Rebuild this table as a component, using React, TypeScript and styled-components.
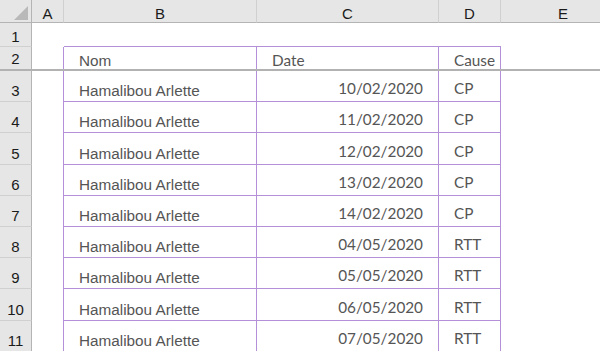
import { Fragment } from "react";
import styled, { createGlobalStyle } from "styled-components";

const ARIAL = `"Liberation Sans", Arial, sans-serif`;
const CALIBRI = `Lato, "Open Sans", sans-serif`;
const PURPLE = "#b490d8";
const HEAD_BG = "#e6e6e6";
const HEAD_EDGE = "#b4b4b4";
const HEAD_SEP = "#d0d0d0";

type Font = "arial" | "calibri";

interface Entry {
    name: string;
    date: string;
    cause: string;
}

const ENTRIES: Entry[] = [
    { name: "Hamalibou Arlette", date: "10/02/2020", cause: "CP" },
    { name: "Hamalibou Arlette", date: "11/02/2020", cause: "CP" },
    { name: "Hamalibou Arlette", date: "12/02/2020", cause: "CP" },
    { name: "Hamalibou Arlette", date: "13/02/2020", cause: "CP" },
    { name: "Hamalibou Arlette", date: "14/02/2020", cause: "CP" },
    { name: "Hamalibou Arlette", date: "04/05/2020", cause: "RTT" },
    { name: "Hamalibou Arlette", date: "05/05/2020", cause: "RTT" },
    { name: "Hamalibou Arlette", date: "06/05/2020", cause: "RTT" },
    { name: "Hamalibou Arlette", date: "07/05/2020", cause: "RTT" },
];

const COLUMNS = ["A", "B", "C", "D", "E"];

const GlobalStyle = createGlobalStyle`
    html, body {
        margin: 0;
        padding: 0;
        background: #ffffff;
        overflow: hidden;
    }
    * {
        box-sizing: border-box;
    }
`;

const Sheet = styled.div`
    display: grid;
    grid-template-columns: 32px 32px 193px 182px 62px 125px;
    grid-template-rows: 23px 24px 22px 2px repeat(9, 31.2px);
    width: 600px;
    height: 351px;
    overflow: hidden;
    background: #ffffff;
`;

const Corner = styled.div`
    display: flex;
    align-items: flex-end;
    justify-content: flex-end;
    padding: 0 2px 2px 0;
    background: ${HEAD_BG};
    border-right: 1px solid ${HEAD_EDGE};
    border-bottom: 1px solid ${HEAD_EDGE};
`;

const ColHeader = styled.div`
    display: flex;
    align-items: flex-end;
    justify-content: center;
    background: ${HEAD_BG};
    border-right: 1px solid ${HEAD_SEP};
    border-bottom: 1px solid ${HEAD_EDGE};
    font-family: ${ARIAL};
    font-size: 15px;
    line-height: 17px;
    color: #1a1a1a;
`;

const RowHeader = styled.div<{ $pad: number; $sep?: boolean }>`
    display: flex;
    align-items: flex-end;
    justify-content: center;
    padding-bottom: ${(p) => p.$pad}px;
    background: ${HEAD_BG};
    border-right: 1px solid ${HEAD_EDGE};
    border-bottom: ${(p) => (p.$sep ? `1px solid ${HEAD_SEP}` : "none")};
    font-family: ${ARIAL};
    font-size: 15px;
    line-height: 17px;
    color: #1a1a1a;
`;

const FreezeLine = styled.div`
    grid-column: 1 / -1;
    background: #b2b2b2;
`;

const Cell = styled.div<{
    $font?: Font;
    $right?: boolean;
    $bottom?: boolean;
    $alignEnd?: boolean;
    $head?: boolean;
}>`
    display: flex;
    align-items: flex-end;
    justify-content: ${(p) => (p.$alignEnd ? "flex-end" : "flex-start")};
    padding: 0 15px ${(p) => (p.$head ? 0 : p.$font === "calibri" ? 4 : 2)}px 15px;
    border-right: ${(p) => (p.$right ? `1px solid ${PURPLE}` : "none")};
    border-bottom: ${(p) => (p.$bottom ? `1px solid ${PURPLE}` : "none")};
    font-family: ${(p) => (p.$font === "calibri" ? CALIBRI : ARIAL)};
    font-size: ${(p) => (p.$font === "calibri" ? 15.3 : 15.3)}px;
    line-height: ${(p) => (p.$font === "calibri" ? 18 : 17)}px;
    color: #555555;
    white-space: nowrap;
`;

const CornerTriangle = () => (
    <svg width="15" height="14" viewBox="0 0 15 14">
        <polygon points="14,0 14,14 0,14" fill="#b9b9b9" />
    </svg>
);

export default function App() {
    return (
        <>
            <GlobalStyle />
            <Sheet>
                <Corner>
                    <CornerTriangle />
                </Corner>
                {COLUMNS.map((letter) => (
                    <ColHeader key={letter}>{letter}</ColHeader>
                ))}

                <RowHeader $pad={1} $sep>
                    1
                </RowHeader>
                <Cell />
                <Cell $bottom />
                <Cell $bottom />
                <Cell $bottom />
                <Cell />

                <RowHeader $pad={2}>2</RowHeader>
                <Cell $right />
                <Cell $right $head>
                    Nom
                </Cell>
                <Cell $right $head $font="calibri">
                    Date
                </Cell>
                <Cell $right $head $font="calibri">
                    Cause
                </Cell>
                <Cell />

                <FreezeLine />

                {ENTRIES.map((entry, index) => (
                    <Fragment key={entry.date}>
                        <RowHeader $pad={2} $sep>
                            {index + 3}
                        </RowHeader>
                        <Cell $right />
                        <Cell $right $bottom>
                            {entry.name}
                        </Cell>
                        <Cell $right $bottom $alignEnd $font="calibri">
                            {entry.date}
                        </Cell>
                        <Cell $right $bottom $font="calibri">
                            {entry.cause}
                        </Cell>
                        <Cell />
                    </Fragment>
                ))}
            </Sheet>
        </>
    );
}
++++++++++++++++++++
All of the lines above should be printed exactly, minus the pictures.

**ANSWER**:
Rebuild this table as a component, using React, TypeScript and styled-components.
import { Fragment } from "react";
import styled, { createGlobalStyle } from "styled-components";

const ARIAL = `"Liberation Sans", Arial, sans-serif`;
const CALIBRI = `Lato, "Open Sans", sans-serif`;
const PURPLE = "#b490d8";
const HEAD_BG = "#e6e6e6";
const HEAD_EDGE = "#b4b4b4";
const HEAD_SEP = "#d0d0d0";

type Font = "arial" | "calibri";

interface Entry {
    name: string;
    date: string;
    cause: string;
}

const ENTRIES: Entry[] = [
    { name: "Hamalibou Arlette", date: "10/02/2020", cause: "CP" },
    { name: "Hamalibou Arlette", date: "11/02/2020", cause: "CP" },
    { name: "Hamalibou Arlette", date: "12/02/2020", cause: "CP" },
    { name: "Hamalibou Arlette", date: "13/02/2020", cause: "CP" },
    { name: "Hamalibou Arlette", date: "14/02/2020", cause: "CP" },
    { name: "Hamalibou Arlette", date: "04/05/2020", cause: "RTT" },
    { name: "Hamalibou Arlette", date: "05/05/2020", cause: "RTT" },
    { name: "Hamalibou Arlette", date: "06/05/2020", cause: "RTT" },
    { name: "Hamalibou Arlette", date: "07/05/2020", cause: "RTT" },
];

const COLUMNS = ["A", "B", "C", "D", "E"];

const GlobalStyle = createGlobalStyle`
    html, body {
        margin: 0;
        padding: 0;
        background: #ffffff;
        overflow: hidden;
    }
    * {
        box-sizing: border-box;
    }
`;

const Sheet = styled.div`
    display: grid;
    grid-template-columns: 32px 32px 193px 182px 62px 125px;
    grid-template-rows: 23px 24px 22px 2px repeat(9, 31.2px);
    width: 600px;
    height: 351px;
    overflow: hidden;
    background: #ffffff;
`;

const Corner = styled.div`
    display: flex;
    align-items: flex-end;
    justify-content: flex-end;
    padding: 0 2px 2px 0;
    background: ${HEAD_BG};
    border-right: 1px solid ${HEAD_EDGE};
    border-bottom: 1px solid ${HEAD_EDGE};
`;

const ColHeader = styled.div`
    display: flex;
    align-items: flex-end;
    justify-content: center;
    background: ${HEAD_BG};
    border-right: 1px solid ${HEAD_SEP};
    border-bottom: 1px solid ${HEAD_EDGE};
    font-family: ${ARIAL};
    font-size: 15px;
    line-height: 17px;
    color: #1a1a1a;
`;

const RowHeader = styled.div<{ $pad: number; $sep?: boolean }>`
    display: flex;
    align-items: flex-end;
    justify-content: center;
    padding-bottom: ${(p) => p.$pad}px;
    background: ${HEAD_BG};
    border-right: 1px solid ${HEAD_EDGE};
    border-bottom: ${(p) => (p.$sep ? `1px solid ${HEAD_SEP}` : "none")};
    font-family: ${ARIAL};
    font-size: 15px;
    line-height: 17px;
    color: #1a1a1a;
`;

const FreezeLine = styled.div`
    grid-column: 1 / -1;
    background: #b2b2b2;
`;

const Cell = styled.div<{
    $font?: Font;
    $right?: boolean;
    $bottom?: boolean;
    $alignEnd?: boolean;
    $head?: boolean;
}>`
    display: flex;
    align-items: flex-end;
    justify-content: ${(p) => (p.$alignEnd ? "flex-end" : "flex-start")};
    padding: 0 15px ${(p) => (p.$head ? 0 : p.$font === "calibri" ? 4 : 2)}px 15px;
    border-right: ${(p) => (p.$right ? `1px solid ${PURPLE}` : "none")};
    border-bottom: ${(p) => (p.$bottom ? `1px solid ${PURPLE}` : "none")};
    font-family: ${(p) => (p.$font === "calibri" ? CALIBRI : ARIAL)};
    font-size: ${(p) => (p.$font === "calibri" ? 15.3 : 15.3)}px;
    line-height: ${(p) => (p.$font === "calibri" ? 18 : 17)}px;
    color: #555555;
    white-space: nowrap;
`;

const CornerTriangle = () => (
    <svg width="15" height="14" viewBox="0 0 15 14">
        <polygon points="14,0 14,14 0,14" fill="#b9b9b9" />
    </svg>
);

export default function App() {
    return (
        <>
            <GlobalStyle />
            <Sheet>
                <Corner>
                    <CornerTriangle />
                </Corner>
                {COLUMNS.map((letter) => (
                    <ColHeader key={letter}>{letter}</ColHeader>
                ))}

                <RowHeader $pad={1} $sep>
                    1
                </RowHeader>
                <Cell />
                <Cell $bottom />
                <Cell $bottom />
                <Cell $bottom />
                <Cell />

                <RowHeader $pad={2}>2</RowHeader>
                <Cell $right />
                <Cell $right $head>
                    Nom
                </Cell>
                <Cell $right $head $font="calibri">
                    Date
                </Cell>
                <Cell $right $head $font="calibri">
                    Cause
                </Cell>
                <Cell />

                <FreezeLine />

                {ENTRIES.map((entry, index) => (
                    <Fragment key={entry.date}>
                        <RowHeader $pad={2} $sep>
                            {index + 3}
                        </RowHeader>
                        <Cell $right />
                        <Cell $right $bottom>
                            {entry.name}
                        </Cell>
                        <Cell $right $bottom $alignEnd $font="calibri">
                            {entry.date}
                        </Cell>
                        <Cell $right $bottom $font="calibri">
                            {entry.cause}
                        </Cell>
                        <Cell />
                    </Fragment>
                ))}
            </Sheet>
        </>
    );
}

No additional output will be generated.